Mesdames et Messieurs,
Une première ambition pourrait être de continuer au rapprochement des secteurs public et privé dans le domaine de l’éducation. Les Communautés ont déjà initié des réformes importantes de nos systèmes éducatifs. Même si cela exige du temps et des moyens, investir dans l’éducation reste le meilleur pari pour l’avenir. Des champs d’action comme la formation en alternance et la formation continue restent à développer. La prochaine législature offre de belles perspectives dans ce domaine. Je continuerai à les suivre avec intérêt et à les encourager.

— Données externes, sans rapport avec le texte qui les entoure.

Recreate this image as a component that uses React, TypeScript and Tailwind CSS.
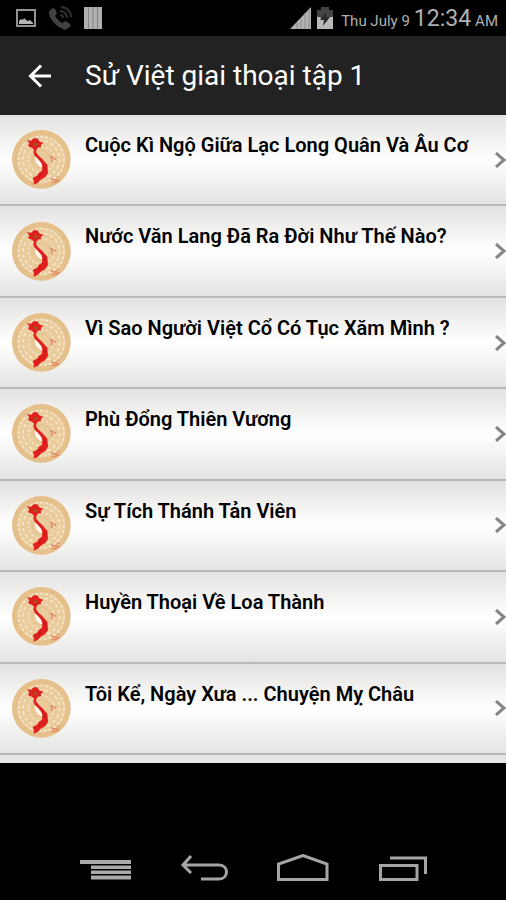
import React from 'react';

const STORIES = [
  'Cuộc Kì Ngộ Giữa Lạc Long Quân Và Âu Cơ',
  'Nước Văn Lang Đã Ra Đời Như Thế Nào?',
  'Vì Sao Người Việt Cổ Có Tục Xăm Mình ?',
  'Phù Đổng Thiên Vương',
  'Sự Tích Thánh Tản Viên',
  'Huyền Thoại Về Loa Thành',
  'Tôi Kể, Ngày Xưa ... Chuyện Mỵ Châu',
];

// Bronze drum medallion with the map of Vietnam
const DrumIcon: React.FC = () => (
  <svg viewBox="0 0 177 177" className="size-[59px] shrink-0" aria-hidden="true">
    <circle cx="88" cy="88" r="88" fill="#e5c08b" />
    <circle cx="88" cy="88" r="73" fill="#e9cb9c" />
    <g fill="none" stroke="#f5e6cd">
      <circle cx="88" cy="88" r="68" strokeWidth="5" strokeDasharray="9 6" />
      <circle cx="88" cy="88" r="55" strokeWidth="5" strokeDasharray="11 8" />
      <circle cx="88" cy="88" r="39" strokeWidth="4" strokeDasharray="8 6" />
    </g>
    <circle cx="88" cy="88" r="26" fill="none" stroke="#e3bf8c" strokeWidth="3" />
    <path d="M68 78L82 84L96 112L84 110L72 98Z" fill="#fffaf0" />
    <path
      d="M43 31L58 32L64 25L76 25L82 34L94 39L86 45L88 51L77 53L73 61L72 67L80 77L90 86L98 95L106 104L107 116L108 129L99 142L86 149L78 158L65 164L66 153L62 144L77 136L80 129L90 122L91 109L88 99L78 87L68 77L64 67L66 60L60 53L48 49L52 39Z"
      fill="#df201c"
    />
    <path d="M66 39L78 41L75 49L67 47Z" fill="#9a5a1c" />
    <path d="M96 106L100 118M86 134L80 143" stroke="#b81414" strokeWidth="3" />
    <path d="M115 79L123 84L119 89M127 89L131 84M117 92L123 94" fill="none" stroke="#e07a5c" strokeWidth="4" />
    <path
      d="M117 146L127 151L136 147M127 159L135 154L143 151M119 159L125 156M137 143L141 140"
      fill="none"
      stroke="#e2815f"
      strokeWidth="4"
    />
  </svg>
);

const StatusBar: React.FC = () => (
  <div className="h-9 bg-black flex items-center justify-between pl-4 pr-2 text-[#b0b0b0]">
    <div className="flex items-center gap-3">
      <svg viewBox="0 0 20 18" className="w-5 h-[18px]" aria-hidden="true">
        <rect x="1" y="1" width="18" height="16" fill="none" stroke="#929292" strokeWidth="2" />
        <path d="M3 15V12L5 10L7 11L8 9L10 11L12 12L14 11L17 14V15Z" fill="#b5b5b5" />
      </svg>
      <svg viewBox="0 0 24 26" className="w-6 h-[26px]" aria-hidden="true">
        <path
          d="M5 3L1 6C0 13 8 22 17 25L22 22C23 21 23 20 22 19L18 16L14 18C11 16 9 14 7 11L9 8L7 4Z"
          fill="#414141"
        />
        <path d="M12 10A3 3 0 0 1 15 13M12 6A7 7 0 0 1 19 13M13 2A10 10 0 0 1 23 12" fill="none" stroke="#303030" strokeWidth="2" />
      </svg>
      <svg viewBox="0 0 18 22" className="w-[18px] h-[22px]" aria-hidden="true">
        <rect width="18" height="22" fill="#b0b0b0" />
        <path d="M4.500 0V22M9 0V22M13.500 0V22" stroke="#858585" />
      </svg>
    </div>
    <div className="flex items-center">
      <svg viewBox="0 0 21 24" className="w-[21px] h-6 mr-1.5" aria-hidden="true">
        <path d="M0 23L21 1V23Z" fill="#b2b2b2" />
        <path d="M7 16V23M11 12V23M15 7V23M19 3V23" stroke="#8d8d8d" />
      </svg>
      <svg viewBox="0 0 16 24" className="w-4 h-6 mr-2" aria-hidden="true">
        <path d="M4 1H12V4H16V11H0V4H4Z" fill="#444444" />
        <path d="M0 11H3L7 13L11 11H16V23H0Z" fill="#b9b9b9" />
        <path d="M9 6L3 14H7L6 20L13 11H9Z" fill="#2c2c2c" />
      </svg>
      <p className="flex items-baseline gap-1 pt-1 text-[15px] leading-6 whitespace-nowrap">
        <span>Thu July 9</span>
        <span className="text-[23px] leading-6">12:34</span>
        <span>AM</span>
      </p>
    </div>
  </div>
);

const SystemNav: React.FC = () => (
  <nav className="h-16 bg-black flex justify-center items-center gap-[49px] px-4">
    <button type="button" aria-label="Menu">
      <svg viewBox="0 0 52 28" className="w-[52px] h-7" aria-hidden="true">
        <path d="M1 6H52V10H1ZM12 11.500H52V15H12ZM12 16.500H52V20H12ZM12 21.500H52V25.500H12Z" fill="#ababab" />
      </svg>
    </button>
    <button type="button" aria-label="Back">
      <svg viewBox="0 0 48 28" className="w-12 h-7" fill="none" stroke="#a5a5a5" strokeWidth="3" aria-hidden="true">
        <path d="M11 2L3 11L11 19M3 11H39C49 11 49 25 39 25H21" />
      </svg>
    </button>
    <button type="button" aria-label="Home">
      <svg viewBox="0 0 53 28" className="w-[53px] h-7" fill="none" stroke="#a5a5a5" strokeWidth="3" aria-hidden="true">
        <path d="M1.500 25.500V10L26 1.500L50 10V25.500Z" />
      </svg>
    </button>
    <button type="button" aria-label="Recent apps">
      <svg viewBox="0 0 49 28" className="w-[49px] h-7" fill="none" stroke="#a5a5a5" strokeWidth="3" aria-hidden="true">
        <path d="M1.500 11.500H38V25.500H1.500ZM11 4H46.500V20" />
      </svg>
    </button>
  </nav>
);

export default function App() {
  return (
    <div className="min-h-screen flex flex-col bg-black font-['Roboto',sans-serif]">
      <StatusBar />
      <header className="h-[79px] shrink-0 bg-[#222222] flex items-center pl-7 gap-8 text-white">
        <button type="button" aria-label="Back to library">
          <svg viewBox="0 0 25 24" className="w-[25px] h-6" fill="none" stroke="currentColor" strokeWidth="3" aria-hidden="true">
            <path d="M13 1.500L2.500 12L13 22.500M3 12H23" />
          </svg>
        </button>
        <h1 className="text-[28px] leading-9">Sử Việt giai thoại tập 1</h1>
      </header>

      <main className="flex-1 flex flex-col">
        <ul className="flex-1 flex flex-col">
          {STORIES.map((title) => (
            <li key={title} className="flex-1 flex border-b-2 border-[#b9b9b8]">
              <a
                href="#"
                className="flex-1 flex items-center pl-3 gap-3.5 bg-linear-to-b from-[#e3e2e0] via-white to-[#e4e4e2] text-black"
              >
                <DrumIcon />
                <span className="flex-1 self-start pt-[18px] text-xl leading-6 font-semibold">{title}</span>
                <svg viewBox="0 0 11 16" className="w-[11px] h-4 shrink-0" fill="none" stroke="#858585" strokeWidth="3" aria-hidden="true">
                  <path d="M1 1L9 8L1 15" />
                </svg>
              </a>
            </li>
          ))}
        </ul>
        <div className="h-2 bg-[#e6e5e3]" />
      </main>

      <div className="h-[73px] shrink-0 bg-black" />
      <SystemNav />
    </div>
  );
}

Une autre ambition devrait être de soutenir notre économie à faire face aux changements qui caractérisent notre époque. De nouveaux modes de production et de consommation bousculent nos habitudes. Voyons ces changements comme de réelles opportunités et mobilisons nos forces pour transformer notre économie. Certaines de ces forces sont bien connues, à commencer par notre niveau élevé de recherche et développement. D’autres sont encore trop méconnues. Parmi elles, l’économie circulaire dans laquelle nous sommes particulièrement performants, cette démarche multiple qui crée un cercle vertueux entre l’utilisation optimale des matières premières, le recyclage et la réutilisation. En augmentant encore la part d’économie circulaire dans notre PIB, nous rencontrons trois objectifs très actuels : favoriser la production locale, réduire notre impact environnemental et créer de l’emploi, y compris pour les personnes moins qualifiées. Il me semble donc qu’il y a là une énorme marge de croissance, qui servirait en même temps notre prospérité et notre contribution à la lutte contre le changement climatique.

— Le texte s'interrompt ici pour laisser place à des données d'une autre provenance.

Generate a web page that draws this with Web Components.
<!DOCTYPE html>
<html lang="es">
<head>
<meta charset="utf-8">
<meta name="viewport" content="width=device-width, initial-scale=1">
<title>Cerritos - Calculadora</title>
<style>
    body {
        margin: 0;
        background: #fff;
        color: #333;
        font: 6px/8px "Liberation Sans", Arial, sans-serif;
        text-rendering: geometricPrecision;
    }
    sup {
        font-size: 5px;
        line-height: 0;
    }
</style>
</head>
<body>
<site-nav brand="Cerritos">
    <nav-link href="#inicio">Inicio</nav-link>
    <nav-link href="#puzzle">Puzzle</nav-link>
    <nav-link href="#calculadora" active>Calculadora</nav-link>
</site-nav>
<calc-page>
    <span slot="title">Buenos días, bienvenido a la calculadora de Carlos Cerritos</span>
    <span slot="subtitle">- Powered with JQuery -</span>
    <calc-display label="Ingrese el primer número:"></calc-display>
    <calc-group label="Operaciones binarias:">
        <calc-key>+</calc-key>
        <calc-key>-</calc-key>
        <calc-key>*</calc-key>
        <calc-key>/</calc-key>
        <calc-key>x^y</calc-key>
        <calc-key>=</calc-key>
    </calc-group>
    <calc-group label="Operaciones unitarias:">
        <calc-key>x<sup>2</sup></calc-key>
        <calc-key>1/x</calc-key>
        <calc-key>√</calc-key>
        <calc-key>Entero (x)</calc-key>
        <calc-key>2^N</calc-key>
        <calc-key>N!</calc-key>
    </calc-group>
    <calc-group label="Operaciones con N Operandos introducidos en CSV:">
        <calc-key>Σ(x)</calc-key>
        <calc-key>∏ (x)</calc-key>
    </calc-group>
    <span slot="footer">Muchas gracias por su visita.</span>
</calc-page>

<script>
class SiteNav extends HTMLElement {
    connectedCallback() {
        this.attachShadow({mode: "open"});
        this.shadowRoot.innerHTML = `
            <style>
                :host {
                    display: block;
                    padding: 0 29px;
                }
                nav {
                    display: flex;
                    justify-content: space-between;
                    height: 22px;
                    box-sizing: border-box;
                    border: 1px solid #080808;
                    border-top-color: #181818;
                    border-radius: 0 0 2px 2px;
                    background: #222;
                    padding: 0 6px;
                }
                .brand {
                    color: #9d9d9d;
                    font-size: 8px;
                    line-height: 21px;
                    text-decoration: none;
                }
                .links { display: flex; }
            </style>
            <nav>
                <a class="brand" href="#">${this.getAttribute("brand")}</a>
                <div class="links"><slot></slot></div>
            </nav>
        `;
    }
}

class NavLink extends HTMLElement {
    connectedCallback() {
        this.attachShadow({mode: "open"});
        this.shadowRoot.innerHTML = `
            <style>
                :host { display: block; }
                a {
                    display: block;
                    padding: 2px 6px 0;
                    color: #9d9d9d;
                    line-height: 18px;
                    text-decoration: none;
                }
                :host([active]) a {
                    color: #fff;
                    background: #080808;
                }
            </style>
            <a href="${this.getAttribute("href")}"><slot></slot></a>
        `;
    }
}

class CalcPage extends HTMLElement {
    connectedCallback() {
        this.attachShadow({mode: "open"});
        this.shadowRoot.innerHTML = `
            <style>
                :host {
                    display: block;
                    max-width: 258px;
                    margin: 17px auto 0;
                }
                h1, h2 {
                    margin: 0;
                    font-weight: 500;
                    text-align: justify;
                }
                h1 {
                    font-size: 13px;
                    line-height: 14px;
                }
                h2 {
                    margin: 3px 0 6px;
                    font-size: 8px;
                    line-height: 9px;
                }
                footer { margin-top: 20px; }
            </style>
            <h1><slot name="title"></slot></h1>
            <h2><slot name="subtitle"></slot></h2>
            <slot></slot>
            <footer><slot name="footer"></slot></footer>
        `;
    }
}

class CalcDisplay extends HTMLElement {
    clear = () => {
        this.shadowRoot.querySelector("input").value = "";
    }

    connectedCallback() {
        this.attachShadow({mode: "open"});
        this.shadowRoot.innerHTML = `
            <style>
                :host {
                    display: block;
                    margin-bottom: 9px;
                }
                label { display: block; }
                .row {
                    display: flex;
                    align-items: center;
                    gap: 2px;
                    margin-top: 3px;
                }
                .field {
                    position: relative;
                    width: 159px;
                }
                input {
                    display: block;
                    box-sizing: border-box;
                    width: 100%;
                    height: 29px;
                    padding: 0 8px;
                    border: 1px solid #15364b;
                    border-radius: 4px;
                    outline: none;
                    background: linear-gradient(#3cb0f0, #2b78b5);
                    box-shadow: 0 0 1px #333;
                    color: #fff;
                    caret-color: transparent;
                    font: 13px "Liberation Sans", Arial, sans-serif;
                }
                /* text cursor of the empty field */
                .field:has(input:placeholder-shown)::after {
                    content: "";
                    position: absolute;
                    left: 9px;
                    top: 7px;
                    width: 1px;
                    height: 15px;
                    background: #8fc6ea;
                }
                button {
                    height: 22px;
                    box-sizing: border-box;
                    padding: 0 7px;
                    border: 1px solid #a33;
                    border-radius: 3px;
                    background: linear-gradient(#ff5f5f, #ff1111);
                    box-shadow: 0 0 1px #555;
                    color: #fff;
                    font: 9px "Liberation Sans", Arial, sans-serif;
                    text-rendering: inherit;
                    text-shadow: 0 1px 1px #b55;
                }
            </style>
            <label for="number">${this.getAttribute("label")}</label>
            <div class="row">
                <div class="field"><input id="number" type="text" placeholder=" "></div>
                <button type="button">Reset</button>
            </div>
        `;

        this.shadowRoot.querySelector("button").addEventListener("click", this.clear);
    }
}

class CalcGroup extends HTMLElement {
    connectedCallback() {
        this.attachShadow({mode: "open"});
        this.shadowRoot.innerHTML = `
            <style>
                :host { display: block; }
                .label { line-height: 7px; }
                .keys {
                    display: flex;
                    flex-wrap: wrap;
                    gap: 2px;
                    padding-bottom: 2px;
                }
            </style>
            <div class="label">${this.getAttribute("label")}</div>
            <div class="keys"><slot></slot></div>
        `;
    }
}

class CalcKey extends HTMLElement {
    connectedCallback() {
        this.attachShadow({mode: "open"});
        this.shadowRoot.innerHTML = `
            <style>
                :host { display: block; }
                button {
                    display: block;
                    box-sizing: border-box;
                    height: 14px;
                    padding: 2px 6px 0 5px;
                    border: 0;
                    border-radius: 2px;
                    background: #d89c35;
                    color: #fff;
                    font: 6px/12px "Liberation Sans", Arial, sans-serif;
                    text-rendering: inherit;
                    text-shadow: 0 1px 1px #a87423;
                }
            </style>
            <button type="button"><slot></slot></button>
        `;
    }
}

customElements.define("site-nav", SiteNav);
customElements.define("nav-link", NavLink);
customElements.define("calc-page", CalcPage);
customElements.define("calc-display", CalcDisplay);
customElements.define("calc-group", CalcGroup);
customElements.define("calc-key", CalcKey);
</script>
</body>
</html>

Une troisième ambition devrait être de renforcer encore notre cohésion sociale. Notre pays obtient de bons résultats au niveau international en termes d’égalité des chances. Mais la précarité subsiste, voire augmente, en partie à cause du changement climatique et de la crise énergétique. Trop de familles vivent encore dans des logements insalubres, qui consomment trop d’énergie et manquent d’équipements de base, parfois même d’eau courante. Nous devons mettre fin à ces situations au plus vite. Avec mon soutien actif, la Reine continuera à s’investir pleinement dans la réalisation des objectifs du Développement durable des Nations Unies, dont la lutte contre la précarité fait intimement partie.

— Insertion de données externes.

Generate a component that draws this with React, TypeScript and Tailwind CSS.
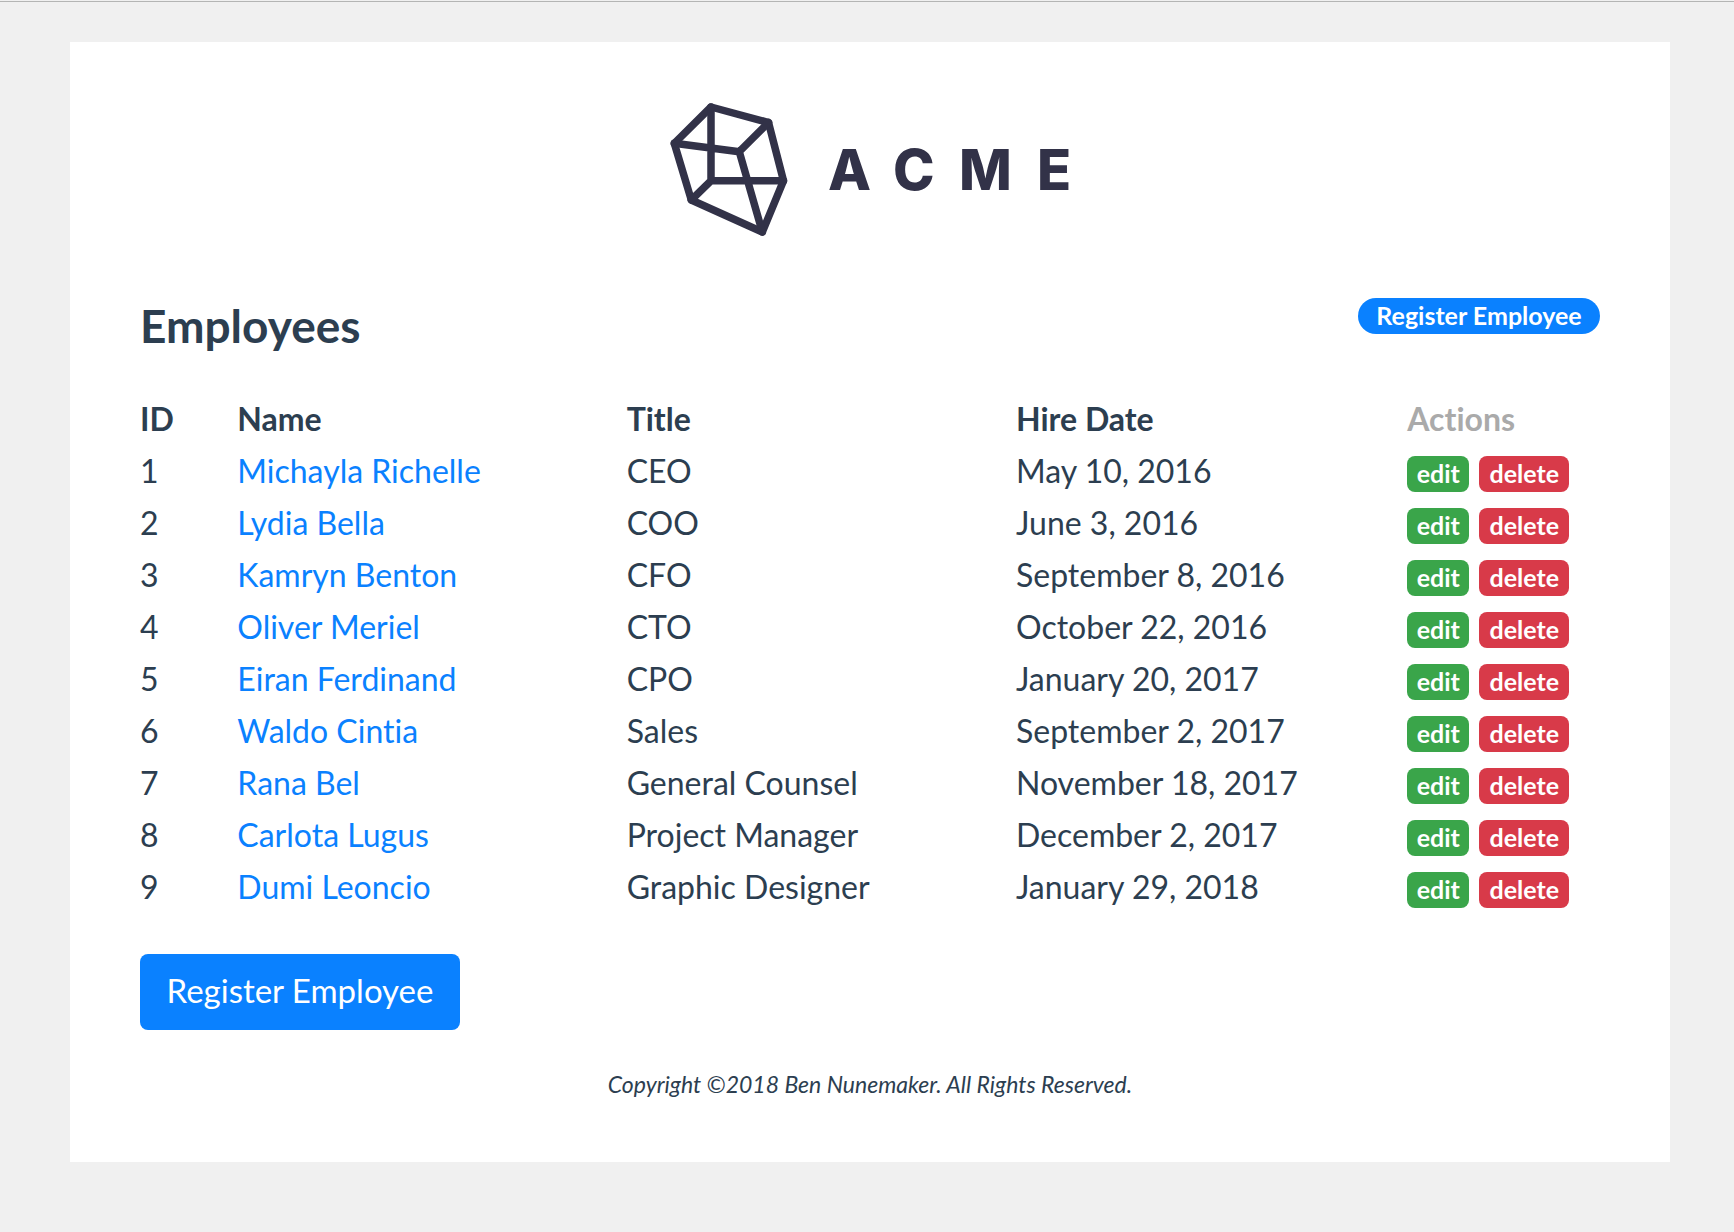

Et enfin, Mesdames et Messieurs, nous ne pouvons ignorer ce défi de taille que représente les progrès de l’intelligence artificielle, avec ses avantages mais aussi avec ses risques. Elle influencera en profondeur tous nos domaines d’activité : l’éducation et la formation, le travail, les soins de santé, l’innovation. A très court terme, il s’agit d’une part de sensibiliser les utilisateurs de cette intelligence – ce que nous sommes tous, en fin de compte. Mais il est aussi de la responsabilité des autorités, aidé en cela par l’Europe, de bien encadrer ces évolutions.
Mesdames et messieurs,
Nous savons que notre démocratie, quoique complexe, reste notre bien le plus précieux. Celui sur lequel l’Etat peut et doit se reposer pour offrir aux citoyens un cadre dans lequel ils peuvent s’épanouir et aborder l’avenir avec confiance.
La Reine et moi, ainsi que toute notre famille, vous adressons nos voeux les plus sincères. Que cette année nouvelle soit une année de paix et de bonheur.